Step 2. If the tomatoes are a bit firm, place them in a pot to steam for a bit. I have this nifty strainer that fits perfectly with my pot. My mom uses her big strainer and her big pot. Some people throw all the tomatoes in a pot and use an immersion blender to chop it all smooth. If you want that you can skip steps 2 & 3


Step 3. Run tomatoes through a sieve. Pictures 1 & 2 are how the rejects should look. Picture three the tomatoes are a bit firm yet and I’m loosing quite a bit of pulp, not just skin and seed.

Allow the juices to drop into a pot so they are ready to cook down. 

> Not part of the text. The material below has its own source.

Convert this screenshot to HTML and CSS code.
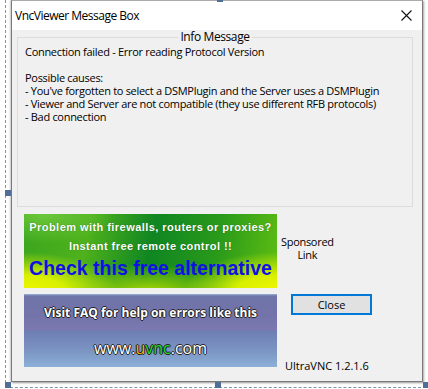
FILE: index.html
```html
<!DOCTYPE html>
<html lang="en">
<head>
    <meta charset="UTF-8">
    <title>VncViewer Message Box</title>
    <link rel="stylesheet" href="styles.css">
</head>
<body>
    <div class="stage">
        <span class="handle handle-top"></span>
        <span class="handle handle-left"></span>
        <span class="handle handle-bl"></span>
        <span class="handle handle-bm"></span>
        <span class="handle handle-br"></span>

        <div class="window">
            <div class="titlebar">
                <span class="title">VncViewer Message Box</span>
                <svg class="close-x" width="11" height="11" viewBox="0 0 11 11">
                    <path d="M0.5 0.5 L10.5 10.5 M10.5 0.5 L0.5 10.5" stroke="#111" stroke-width="1.1" fill="none"/>
                </svg>
            </div>

            <div class="content">
                <fieldset class="group">
                    <legend>Info Message</legend>
                    <p>Connection failed - Error reading Protocol Version</p>
                    <p class="gap">Possible causes:</p>
                    <p>- You've forgotten to select a DSMPlugin and the Server uses a DSMPlugin</p>
                    <p>- Viewer and Server are not compatible (they use different RFB protocols)</p>
                    <p>- Bad connection</p>
                </fieldset>

                <div class="bottom">
                    <div class="banner banner-green">
                        <div class="line1">Problem with firewalls, routers or proxies?</div>
                        <div class="line2">Instant free remote control !!</div>
                        <div class="line3">Check this free alternative</div>
                    </div>
                    <div class="sponsored">Sponsored<br>Link</div>

                    <div class="banner banner-blue">
                        <div class="faq">Visit FAQ for help on errors like this</div>
                        <div class="site">www.<span class="u">u</span><span class="vnc">vnc</span>.com</div>
                    </div>
                    <div class="side">
                        <button class="close-btn">Close</button>
                        <span class="version">UltraVNC 1.2.1.6</span>
                    </div>
                </div>
            </div>
        </div>
    </div>
</body>
</html>
```

FILE: styles.css
```css
body {
    margin: 0;
    background: #ffffff;
    font-family: "Open Sans", "Noto Sans", sans-serif;
    font-size: 12px;
    color: #000;
}
.stage {
    position: relative;
    width: 421px;
    height: 388px;
    margin-left: 5px;
    border-left: 1px dashed #7f93b0;
    border-bottom: 1px dashed #7f93b0;
    padding-left: 5px;
    box-sizing: border-box;
}
.handle {
    position: absolute;
    width: 6px;
    height: 6px;
    background: #4f6f99;
}
.handle-top { left: 211px; top: -4px; }
.handle-left { left: -1px; top: 190px; }
.handle-bl { left: -1px; top: 382px; }
.handle-bm { left: 209px; top: 382px; }
.handle-br { left: 417px; top: 382px; }

.window {
    width: 412px;
    height: 382px;
    box-sizing: border-box;
    border: 1px solid #7a7a7a;
    border-top-color: #aaa;
    background: #f0f0f0;
    box-shadow: 1px 1px 2px rgba(0, 0, 0, 0.35), -1px 0 2px rgba(0, 0, 0, 0.2);
}
.titlebar {
    height: 29px;
    background: #fff;
    display: flex;
    align-items: center;
    justify-content: space-between;
    padding: 0 10px 0 3px;
}
.title {
    font-size: 12px;
    letter-spacing: -0.5px;
}
.content {
    padding: 0 9px 0 5px;
}
.group {
    margin: 0;
    padding: 0 7px 0 7px;
    border: 1px solid #dcdcdc;
    height: 177px;
    box-sizing: border-box;
}
.group legend {
    margin: 0 auto;
    padding: 0 2px;
    font-size: 12px;
    line-height: 14px;
    letter-spacing: -0.4px;
}
.group p {
    margin: 0;
    line-height: 13px;
    font-size: 11px;
    letter-spacing: -0.3px;
}
.group p:first-of-type {
    margin-top: 1px;
}
.group p.gap {
    margin-top: 13px;
}

.bottom {
    display: grid;
    grid-template-columns: 253px 1fr;
    column-gap: 8px;
    row-gap: 6px;
    margin-top: 7px;
    padding-left: 7px;
}
.banner {
    box-sizing: border-box;
    text-align: center;
    font-family: "Liberation Sans", Arial, sans-serif;
    font-weight: bold;
    white-space: nowrap;
}
.banner-green {
    height: 74px;
    background:
        radial-gradient(ellipse 95px 42px at 0 80px, #f4f800 0%, #d8f000 45%, rgba(150, 210, 0, 0) 100%),
        radial-gradient(ellipse 95px 42px at 253px 80px, #f4f800 0%, #d8f000 45%, rgba(150, 210, 0, 0) 100%),
        radial-gradient(ellipse 80px 30px at 125px 80px, #b6e000 0%, rgba(150, 210, 0, 0) 100%),
        radial-gradient(ellipse 70px 30px at 20px 0, #6cc83a 0%, rgba(100, 190, 50, 0) 100%),
        linear-gradient(100deg, #3aa51e 0%, #4fb21c 25%, #0f8622 50%, #2a9a1a 75%, #5fbe12 100%);
    color: #fff;
    padding-top: 5px;
}
.line1, .line2 {
    font-size: 11px;
    line-height: 16px;
    letter-spacing: 0.45px;
    text-shadow: 0 0 1px rgba(0, 60, 0, 0.6);
}
.line2 {
    margin-top: 3px;
}
.line3 {
    font-size: 19.5px;
    line-height: 22px;
    color: #0f0fe6;
    margin-top: 3px;
}
.sponsored {
    justify-self: start;
    align-self: center;
    text-align: center;
    margin-left: -4px;
    margin-top: -7px;
    line-height: 13px;
    font-size: 11px;
    letter-spacing: -0.3px;
}
.banner-blue {
    height: 73px;
    background: linear-gradient(#9db4d8 0, #6e74a8 2px, #7373aa 30%, #7b79b0 36px, #6e7eb3 37px, #7d97c4 80%, #8cb0d8 100%);
    color: #fff;
    text-shadow: 1px 0 0 #222, -1px 0 0 #222, 0 1px 0 #222, 0 -1px 0 #222;
    font-family: "Open Sans", sans-serif;
}
.faq {
    font-size: 12px;
    line-height: 16px;
    padding-top: 11px;
}
.site {
    font-size: 16px;
    line-height: 20px;
    font-weight: normal;
    margin-top: 17px;
}
.site .u { color: #f0b400; }
.site .vnc { color: #22dd22; }

.side {
    display: flex;
    flex-direction: column;
    align-items: flex-start;
    justify-content: space-between;
    padding-left: 6px;
}
.close-btn {
    width: 81px;
    height: 21px;
    border: 2px solid #0078d7;
    background: #e1e1e1;
    font-family: "Open Sans", sans-serif;
    font-size: 11px;
    padding: 0;
}
.version {
    font-size: 11px;
    line-height: 14px;
    margin-left: -6px;
    margin-bottom: -6px;
}
```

Step 4. Let the sauce cook down to the desired consistency. This step could take a while depending on how thick you like your tomato sauce. Just remember to stir the pot occasionally, so you don’t burn the bottom of the sauce. 


Step 5. Fill sterile jars leaving ½ inch head space. 


Step 6. De-bubble the jars by running a long spatula or knife along the edge or the jar. Wipe the rim clean. Do NOT forget this step. Jars with bubbles can explode in the water bath. Sauce on the rims will keep the jars from sealing properly. 


Step 7. Lids. Rinse the, one time use, canning lids in hot water. This is new compared to older lids which you needed to boil first. Then set them on the jar and attach the rings down. Do not over tighten the rings, a quick tight twist will do before you burn your fingers on the hot jar. 


If you are using reusable lids you will want to boil the seals and follow the instructions from the manufacturer. I purchased some from Tattler at


If the jar is too hot to grab you can use a lid tighter as shown to help.


Step 8. Place jars in a hot water bath. Wait for boiling and then set the timer for 20 minutes. 


Step 9. Remove jars from the hot water bath and allow to cool overnight. Check the lids to make sure the jars are sealed. Remove rings, label and store. For one time use lids, the bubble should be down and not pop up. For reusable lids, gently pick them up by the lid (it's terrifying the first few times), if the lid holds, the seal is good.